WRITTEN INSTRUCTION —
Only the lines from the start of the data to the line containing "const cell = 'border", both included, should be output, exactly and without pictures.

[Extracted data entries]
+--
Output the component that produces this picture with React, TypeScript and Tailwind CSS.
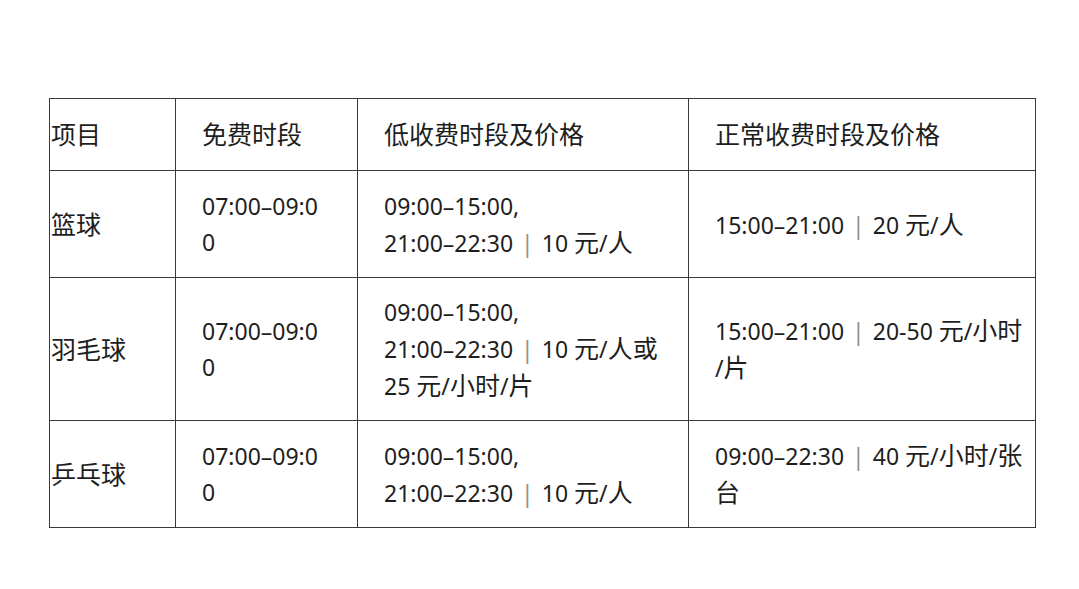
const rows = [
  {
    name: '篮球',
    free: ['07:00–09:0', '0'],
    low: ['09:00–15:00,', '21:00–22:30丨10 元/人'],
    normal: ['15:00–21:00丨20 元/人']
  },
  {
    name: '羽毛球',
    free: ['07:00–09:0', '0'],
    low: ['09:00–15:00,', '21:00–22:30丨10 元/人或', '25 元/小时/片'],
    normal: ['15:00–21:00丨20-50 元/小时', '/片']
  },
  {
    name: '乒乓球',
    free: ['07:00–09:0', '0'],
    low: ['09:00–15:00,', '21:00–22:30丨10 元/人'],
    normal: ['09:00–22:30丨40 元/小时/张', '台']
  }
];

// CJK glyphs in the picture sit a little larger than the digits
const Mixed = ({ text }: { text: string }) => (
  <>
    {text.split(/(丨|[\u4e00-\u9fff]+)/).map((part, i) => {
      if (!part) return null;
      if (part === '丨')
        return (
          <span key={i} className="px-[8px] text-[#8f8f8f]">
            |
          </span>
        );
      if (/[\u4e00-\u9fff]/.test(part))
        return (
          <span key={i} className="text-[25px]">
            {part}
          </span>
        );
      return <span key={i}>{part}</span>;
    })}
  </>
);

const Lines = ({ lines }: { lines: string[] }) => (
  <>
    {lines.map((l, i) => (
      <div key={i} className="whitespace-nowrap">
        <Mixed text={l} />
      </div>
    ))}
  </>
);

const cell = 'border border-[#3a3a3a] align-middle';

export default function App() {
  return (
    <div
      className="min-h-[589px] w-[1079px] bg-white pl-[49px] pt-[98px] text-[23px] leading-[36px] text-[#1e1e1e]"
      style={{ fontFamily: '"Noto Sans", "Noto Sans CJK SC", sans-serif' }}
    >
      <table className="table-fixed border-collapse">
        <colgroup>
          <col className="w-[126px]" />
          <col className="w-[182px]" />
          <col className="w-[331px]" />
          <col className="w-[347px]" />
        </colgroup>
        <tbody>
          <tr className="h-[72px]">
            <td className={`${cell} pl-[1px]`}>
              <Mixed text="项目" />
            </td>
            <td className={`${cell} pl-[26px]`}>
              <Mixed text="免费时段" />
            </td>
            <td className={`${cell} pl-[26px]`}>
              <Mixed text="低收费时段及价格" />
            </td>
            <td className={`${cell} pl-[26px]`}>
              <Mixed text="正常收费时段及价格" />
            </td>
          </tr>
          {rows.map((r, i) => (
            <tr
              key={r.name}
              className={i === 1 ? 'h-[143px]' : 'h-[107px]'}
            >
              <td className={`${cell} pl-[1px]`}>
                <Mixed text={r.name} />
              </td>
              <td className={`${cell} pl-[26px]`}>
                <Lines lines={r.free} />
              </td>
              <td className={`${cell} pl-[26px]`}>
                <Lines lines={r.low} />
              </td>
              <td className={`${cell} pl-[26px]`}>
                <Lines lines={r.normal} />
              </td>
            </tr>
          ))}
        </tbody>
      </table>
    </div>
  );
}
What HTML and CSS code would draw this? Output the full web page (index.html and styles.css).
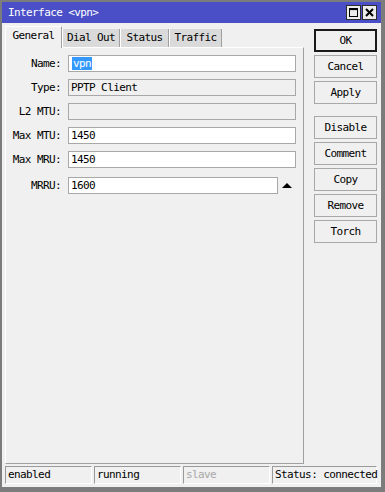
FILE: index.html
```html
<!DOCTYPE html>
<html lang="en">
<head>
    <meta charset="UTF-8">
    <title>Interface &lt;vpn&gt;</title>
    <link rel="stylesheet" href="styles.css">
</head>
<body>
    <div class="window">
        <div class="titlebar">
            <span class="title">Interface &lt;vpn&gt;</span>
            <span class="tb-btn">
                <svg width="13" height="13" viewBox="0 0 13 13">
                    <rect x="2.5" y="2.5" width="8" height="8" fill="none" stroke="#000" stroke-width="1"/>
                    <line x1="2" y1="3.5" x2="11" y2="3.5" stroke="#000" stroke-width="1.2"/>
                </svg>
            </span>
            <span class="tb-btn">
                <svg width="13" height="13" viewBox="0 0 13 13">
                    <path d="M3 3 L10 10 M10 3 L3 10" stroke="#000" stroke-width="2"/>
                </svg>
            </span>
        </div>
        <div class="content">
            <div class="main">
                <div class="left">
                    <div class="tabs">
                        <div class="tab active">General</div>
                        <div class="tab">Dial Out</div>
                        <div class="tab">Status</div>
                        <div class="tab">Traffic</div>
                    </div>
                    <div class="panel">
                        <div class="form">
                            <label>Name:</label>
                            <div class="field"><span class="sel">vpn</span></div>
                            <label>Type:</label>
                            <div class="field ro">PPTP Client</div>
                            <label>L2 MTU:</label>
                            <div class="field ro"></div>
                            <label>Max MTU:</label>
                            <div class="field">1450</div>
                            <label>Max MRU:</label>
                            <div class="field">1450</div>
                            <label class="gap">MRRU:</label>
                            <div class="gap mrru">
                                <div class="field">1600</div>
                                <span class="arrow-box"><span class="arrow"></span></span>
                            </div>
                        </div>
                    </div>
                </div>
                <div class="buttons">
                    <button class="btn default">OK</button>
                    <button class="btn">Cancel</button>
                    <button class="btn">Apply</button>
                    <button class="btn group">Disable</button>
                    <button class="btn">Comment</button>
                    <button class="btn">Copy</button>
                    <button class="btn">Remove</button>
                    <button class="btn">Torch</button>
                </div>
            </div>
            <div class="statusbar">
                <div class="cell">enabled</div>
                <div class="cell">running</div>
                <div class="cell dim">slave</div>
                <div class="cell wide">Status: connected</div>
            </div>
        </div>
    </div>
</body>
</html>
```

FILE: styles.css
```css
body {
    margin: 0;
    font-family: "DejaVu Sans Mono", "Liberation Mono", monospace;
    font-size: 11px;
    letter-spacing: -0.6px;
    color: #000;
    background: #fff;
}
.window {
    width: 385px;
    height: 492px;
    box-sizing: border-box;
    border: 2px solid #7c7c7c;
    border-right-width: 4px;
    border-bottom-width: 5px;
    background: #f0f0f0;
    display: flex;
    flex-direction: column;
}
.titlebar {
    height: 21px;
    background: #4b4fc7;
    color: #fff;
    display: flex;
    align-items: center;
    gap: 1px;
    padding: 0 4px 0 6px;
}
.title {
    margin-right: auto;
}
.tb-btn {
    width: 15px;
    height: 15px;
    box-sizing: border-box;
    border: 1px solid #2e2e2e;
    background: #ececec;
    display: flex;
}
.content {
    flex: 1;
    display: flex;
    flex-direction: column;
    padding: 3px 4px 3px 3px;
}
.main {
    flex: 1;
    display: flex;
    gap: 10px;
}
.left {
    width: 299px;
    display: flex;
    flex-direction: column;
}
.tabs {
    height: 21px;
    display: flex;
    align-items: flex-end;
}
.tab {
    height: 18px;
    box-sizing: border-box;
    line-height: 17px;
    background: #dadada;
    border-left: 1px solid #fff;
    border-right: 1px solid #a0a0a0;
    text-align: center;
}
.tab:nth-child(2) { width: 58px; }
.tab:nth-child(3) { width: 49px; }
.tab:nth-child(4) { width: 53px; }
.tab.active {
    width: 57px;
    height: 22px;
    line-height: 18px;
    background: #f0f0f0;
    border-top: 1px solid #fff;
    margin-bottom: -1px;
    position: relative;
    z-index: 1;
}
.panel {
    flex: 1;
    border: 1px solid;
    border-color: #fff #a0a0a0 #a0a0a0 #fff;
    padding: 7px 7px 0 0;
}
.form {
    display: grid;
    grid-template-columns: 55px 1fr;
    column-gap: 7px;
    row-gap: 7px;
    align-items: center;
}
.form label {
    text-align: right;
}
.field {
    height: 17px;
    box-sizing: border-box;
    border: 1px solid #a8a8a8;
    background: #fff;
    padding: 0 2px;
    line-height: 15px;
    white-space: nowrap;
}
.field.ro {
    background: #f0f0f0;
}
.sel {
    background: #3399ff;
    color: #fff;
    padding: 0 1px;
    margin-left: 1px;
}
.gap {
    margin-top: 2px;
}
.mrru {
    display: flex;
}
.mrru .field {
    flex: 1;
}
.arrow-box {
    width: 18px;
    display: flex;
    align-items: center;
    justify-content: center;
}
.arrow {
    width: 0;
    height: 0;
    border-left: 5px solid transparent;
    border-right: 5px solid transparent;
    border-bottom: 5px solid #000;
}
.buttons {
    width: 63px;
    display: flex;
    flex-direction: column;
    gap: 3px;
    padding-top: 3px;
}
.btn {
    height: 23px;
    margin: 0;
    padding: 0;
    font: inherit;
    letter-spacing: inherit;
    color: #000;
    background: #f0f0f0;
    border: 1px solid #a8a8a8;
    text-align: center;
}
.btn.default {
    border: 2px solid #1a1a1a;
}
.btn.group {
    margin-top: 9px;
}
.statusbar {
    height: 18px;
    margin-top: 2px;
    display: flex;
    gap: 2px;
}
.cell {
    width: 87px;
    box-sizing: border-box;
    border: 1px solid;
    border-color: #9a9a9a #fff #fff #9a9a9a;
    padding-left: 2px;
    line-height: 16px;
    white-space: nowrap;
}
.cell.dim {
    color: #a8a8a8;
}
.cell.wide {
    flex: 1;
}
```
+--
THE RESULT —
Output the component that produces this picture with React, TypeScript and Tailwind CSS.
const rows = [
  {
    name: '篮球',
    free: ['07:00–09:0', '0'],
    low: ['09:00–15:00,', '21:00–22:30丨10 元/人'],
    normal: ['15:00–21:00丨20 元/人']
  },
  {
    name: '羽毛球',
    free: ['07:00–09:0', '0'],
    low: ['09:00–15:00,', '21:00–22:30丨10 元/人或', '25 元/小时/片'],
    normal: ['15:00–21:00丨20-50 元/小时', '/片']
  },
  {
    name: '乒乓球',
    free: ['07:00–09:0', '0'],
    low: ['09:00–15:00,', '21:00–22:30丨10 元/人'],
    normal: ['09:00–22:30丨40 元/小时/张', '台']
  }
];

// CJK glyphs in the picture sit a little larger than the digits
const Mixed = ({ text }: { text: string }) => (
  <>
    {text.split(/(丨|[\u4e00-\u9fff]+)/).map((part, i) => {
      if (!part) return null;
      if (part === '丨')
        return (
          <span key={i} className="px-[8px] text-[#8f8f8f]">
            |
          </span>
        );
      if (/[\u4e00-\u9fff]/.test(part))
        return (
          <span key={i} className="text-[25px]">
            {part}
          </span>
        );
      return <span key={i}>{part}</span>;
    })}
  </>
);

const Lines = ({ lines }: { lines: string[] }) => (
  <>
    {lines.map((l, i) => (
      <div key={i} className="whitespace-nowrap">
        <Mixed text={l} />
      </div>
    ))}
  </>
);

const cell = 'border border-[#3a3a3a] align-middle';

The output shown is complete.